The upcoming OPEC+ Ministerial Meeting on April 19th is a critical event for investors monitoring global supply. Any decisions made regarding collective output targets will directly impact the market’s capacity to absorb Iraq’s planned production increases. Should OPEC+ maintain or even tighten existing quotas, Iraq’s ability to execute its production ramp-up without creating internal or external friction will be a significant watch point. Conversely, if the alliance signals a more accommodative stance, Iraq’s growth trajectory could be smoother.

Furthermore, the long-term price outlook, a consistent query from our investor base, will be heavily influenced by the interplay between global demand growth, geopolitical stability, and the supply decisions of major producers like Iraq. The strategic deployment of solar to free up crude for export, rather than increasing total production from the ground, offers a nuanced approach to supply expansion that could be viewed favorably by the cartel, as it doesn’t directly add new crude extraction volumes to the market.

The Strategic Value of Iraq’s Renewable Pivot

Beyond the immediate financial gains from increased oil exports, Iraq’s pivot towards solar power carries significant strategic weight. The country currently relies heavily on natural gas for its electricity, much of which is imported from Iran. This dependency has historically exposed Iraq to geopolitical vulnerabilities, including the recent cancellation of a U.S. sanctions waiver that complicated energy imports from its neighbor. By developing domestic solar capacity, Iraq enhances its energy independence and national security.
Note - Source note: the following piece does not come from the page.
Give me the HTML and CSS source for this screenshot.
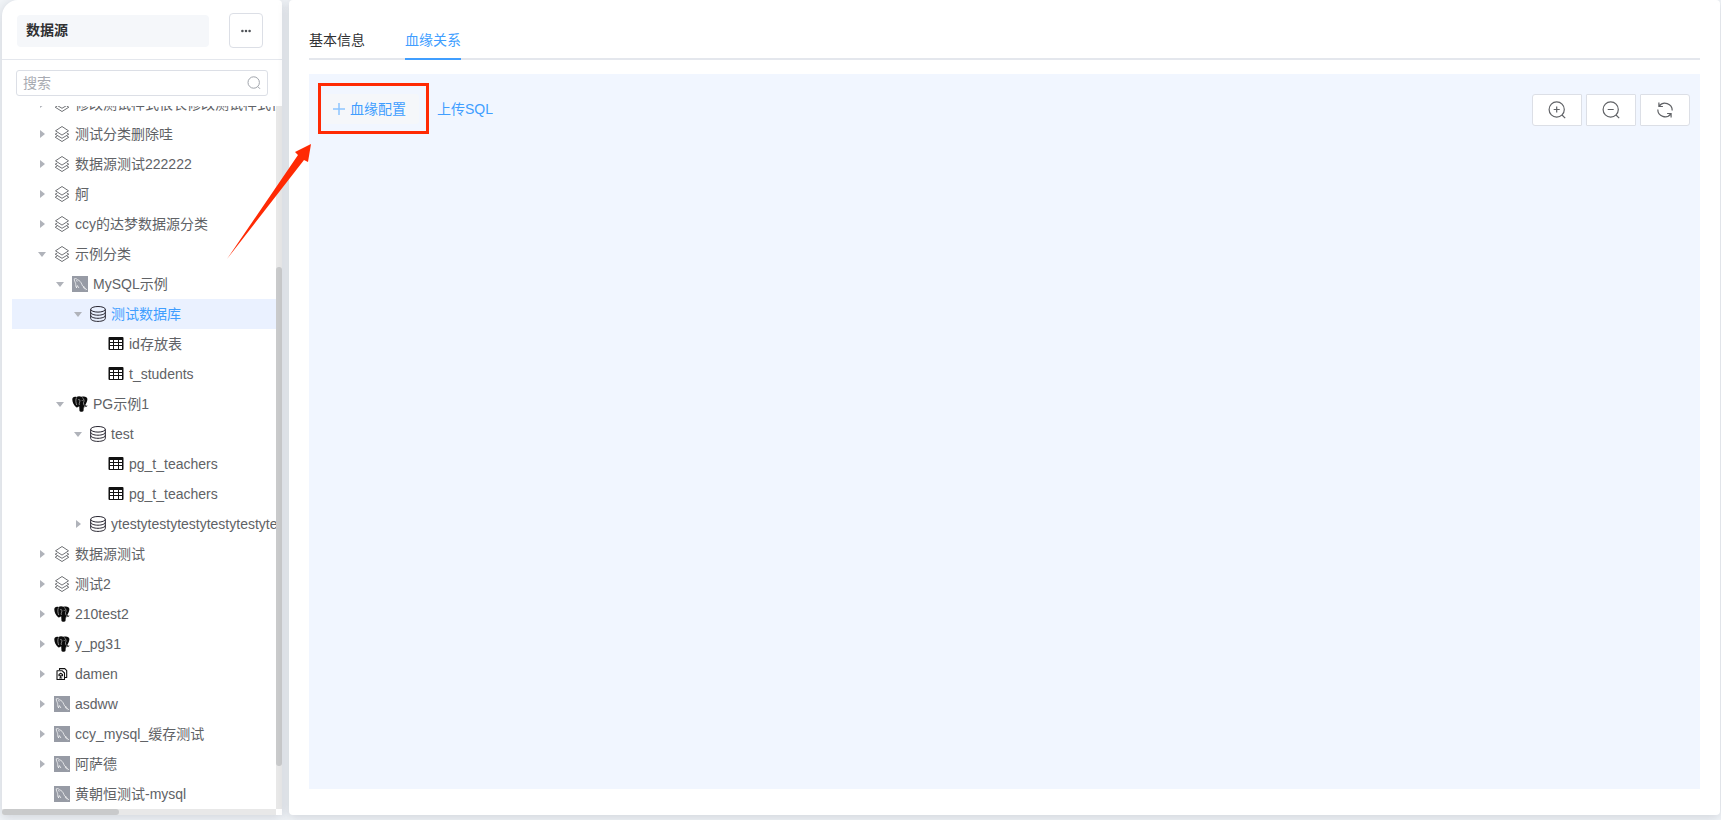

The significant target of 12 GW of solar by 2030, a massive jump from current levels, demonstrates a long-term vision that extends beyond mere energy savings. It represents an investment in grid stability, a reduction in costly imported fuels, and a commitment to diversifying its energy mix in a rapidly evolving global landscape. For investors, this signals a more resilient and self-sufficient Iraq, which can be a positive factor in assessing long-term stability and investment potential within the country’s energy sector.